China's peasants can afford bicycles, but can't find many

''Please bring me a sewing machine on your next trip home from Peking,'' wrote a villager in Shanxi Province to a relative in the capital city.

Most city dwellers with rural relatives have received similar letters repeatedly. The new system of economic incentives promoted by China's paramount leader Deng Xiaoping and his associates has brought increasing prosperity to the countryside.

The only problem is that peasants have little to buy with the money they earn from their private plots and their sideline occupations.

Too much money chasing too few goods - this is the classic recipe for inflation.

''I have 3,000 yuan ($2,000) in the bank, but I can't buy a television set, because it simply isn't available in my local store,'' a peasant just outside Peking complained to a recent visitor.

A government directive announced June 22 that it is trying to tackle the problem by reorganizing the distribution system so as to favor the flow of consumer goods to the countryside.

Until now, China's city dwellers have been favored over the rural population in terms of availability of consumer goods as well as of schooling, jobs, hospitals, and cultural benefits.

This situation cannot be changed quickly, but since four-fifths of China's 1 billion people live in the countryside, the government is aware that more must be done to meet rural needs before they reach explosive proportions.

The directive announced June 22 says state-owned wholesale companies must take overall responsibility for the distribution of their goods throughout the nation. Communes, production brigades, and production teams, it says,should be encouraged to set up more retail outlets, and wholesalers should open up their warehouses to public inspection to prove they are not holding back goods in short supply.
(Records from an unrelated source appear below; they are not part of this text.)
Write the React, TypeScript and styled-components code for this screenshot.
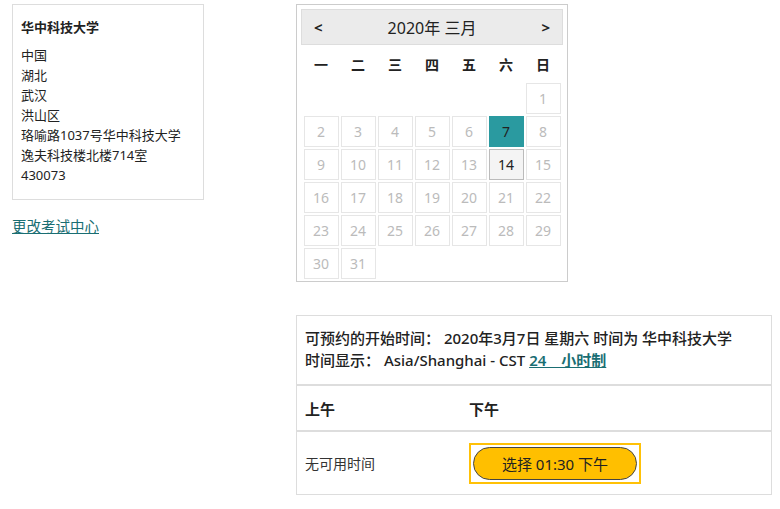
import React from "react";
import styled, { createGlobalStyle } from "styled-components";

const G = createGlobalStyle`
  body { margin: 0; background: #fff; font-family: "Noto Sans", "Noto Sans CJK SC", sans-serif; color: #222; }
`;
const Page = styled.div`display: flex; align-items: flex-start; padding: 4px 0 0 12px;`;
const Left = styled.div`width: 192px; display: flex; flex-direction: column;`;
const AddrBox = styled.div`
  border: 1px solid #ddd; padding: 12px 8px 12px 8px; font-size: 13px; line-height: 20px; height: 170px;
`;
const Name = styled.div`font-weight: 700; margin: 0 0 8px;`;
const Link = styled.a`color: #1a6e73; text-decoration: underline; font-size: 14.5px; margin-top: 15px;`;
const Right = styled.div`margin-left: 92px; display: flex; flex-direction: column;`;
const Cal = styled.div`
  width: 262px; height: 272px; border: 1px solid #ccc; padding: 4px 4px 0 4px; display: flex; flex-direction: column;
`;
const CalHead = styled.div`
  height: 34px; background: #ebebeb; border: 1px solid #ddd; display: flex; align-items: center;
  justify-content: space-between; padding: 0 12px; font-size: 16px; color: #222;
`;
const Arrow = styled.span`font-weight: 700; font-size: 15px;`;
const Grid = styled.div`
  display: grid; grid-template-columns: repeat(7, 35px); column-gap: 2px; row-gap: 2px; justify-content: center; margin-top: 2px;
`;
const Dow = styled.div`height: 34px; display: flex; align-items: center; justify-content: center; font-weight: 700; font-size: 14px;`;
const Cell = styled.div<{ $k: string }>`
  height: 29px; border: 1px solid ${p => p.$k === "sel" ? "#2a9aa0" : p.$k === "cur" ? "#bbb" : "#e6e6e6"};
  background: ${p => p.$k === "sel" ? "#2a9aa0" : p.$k === "cur" ? "#f4f4f4" : "#fff"};
  color: ${p => p.$k === "none" ? "#bbb" : "#222"}; font-size: 14px;
  display: flex; align-items: center; justify-content: center;
  visibility: ${p => p.$k === "empty" ? "hidden" : "visible"};
`;
const Slots = styled.div`width: 474px; border: 1px solid #ddd; margin-top: 33px; font-size: 14px;`;
const Info = styled.div`padding: 11px 8px 13px; font-weight: 500; line-height: 22px; border-bottom: 2px solid #ddd; font-size: 15px;`;
const TL = styled.a`color: #1a6e73; text-decoration: underline; font-weight: 600;`;
const Row = styled.div<{ $h: number; $b?: boolean }>`
  display: grid; grid-template-columns: 164px 1fr; align-items: center; height: ${p => p.$h}px; padding-left: 8px;
  ${p => p.$b ? "border-bottom: 2px solid #ddd; font-weight: 700; font-size: 15px;" : "font-size: 14px; color: #333;"}
`;
const BtnWrap = styled.div`border: 2px solid #ffc107; padding: 2px; width: fit-content;`;
const Btn = styled.button`
  background: #ffbf00; border: 1px solid #444; border-radius: 18px; width: 164px; height: 33px;
  font-size: 15px; font-family: inherit; color: #222;
`;

const dows = ["一","二","三","四","五","六","日"];
export default function App() {
  const cells: { d: string; k: string }[] = [];
  for (let i = 0; i < 6; i++) cells.push({ d: "", k: "empty" });
  for (let d = 1; d <= 31; d++) cells.push({ d: String(d), k: d === 7 ? "sel" : d === 14 ? "cur" : "none" });
  return (
    <Page>
      <G />
      <Left>
        <AddrBox>
          <Name>华中科技大学</Name>
          <div>中国</div><div>湖北</div><div>武汉</div><div>洪山区</div>
          <div>珞喻路1037号华中科技大学</div><div>逸夫科技楼北楼714室</div><div>430073</div>
        </AddrBox>
        <Link>更改考试中心</Link>
      </Left>
      <Right>
        <Cal>
          <CalHead><Arrow>&lt;</Arrow><span>2020年 三月</span><Arrow>&gt;</Arrow></CalHead>
          <Grid>
            {dows.map(d => <Dow key={d}>{d}</Dow>)}
            {cells.map((c, i) => <Cell key={i} $k={c.k}>{c.d}</Cell>)}
          </Grid>
        </Cal>
        <Slots>
          <Info>
            <div>可预约的开始时间： 2020年3月7日 星期六 时间为 华中科技大学</div>
            <div>时间显示： Asia/Shanghai - CST <TL>24　小时制</TL></div>
          </Info>
          <Row $h={44} $b><span>上午</span><span>下午</span></Row>
          <Row $h={62}><span>无可用时间</span><BtnWrap><Btn>选择 01:30 下午</Btn></BtnWrap></Row>
        </Slots>
      </Right>
    </Page>
  );
}
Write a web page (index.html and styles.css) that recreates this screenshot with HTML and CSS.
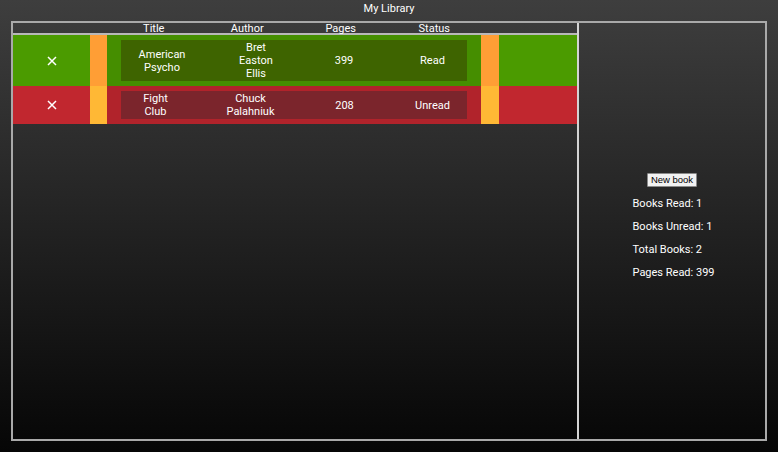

Government departments should take steps to see that cement, steel products, glass, and other items needed for rural housing get to customers in the countryside, the directive says. Pursuant to this directive, the Ministry of Commerce, which is responsible for the distribution of most consumer goods in China, has compiled a list of 15 items that should be supplied to the countryside on a priority basis.

The list gives a good indication of the kind of things peasants want and often have difficulty buying. First come bicycles, then sewing machines, followed by wristwatches, matches, soap, iron pots, rice bowls, cotton cloth, polyester fabric, knitting wool, kerosene, iron wire, nails, sugar. Finally ''third-class or lower than third-class cigarettes.''

In the case of wristwatches, using 1980 figures as a base, 80 percent of the increase in this year's figure for wholesale distribution should go to the countryside. (Actual production figures are not given, but 1980 production was 22.16 million wristwatches. Last year's production increased by 29.6 percent.)

The peak sales period in the countryside comes after the fall harvest. The government directive says distribution channels from the city to the countryside must be improved before the end of September and asks the departments concerned to report the specific steps they have taken by that date.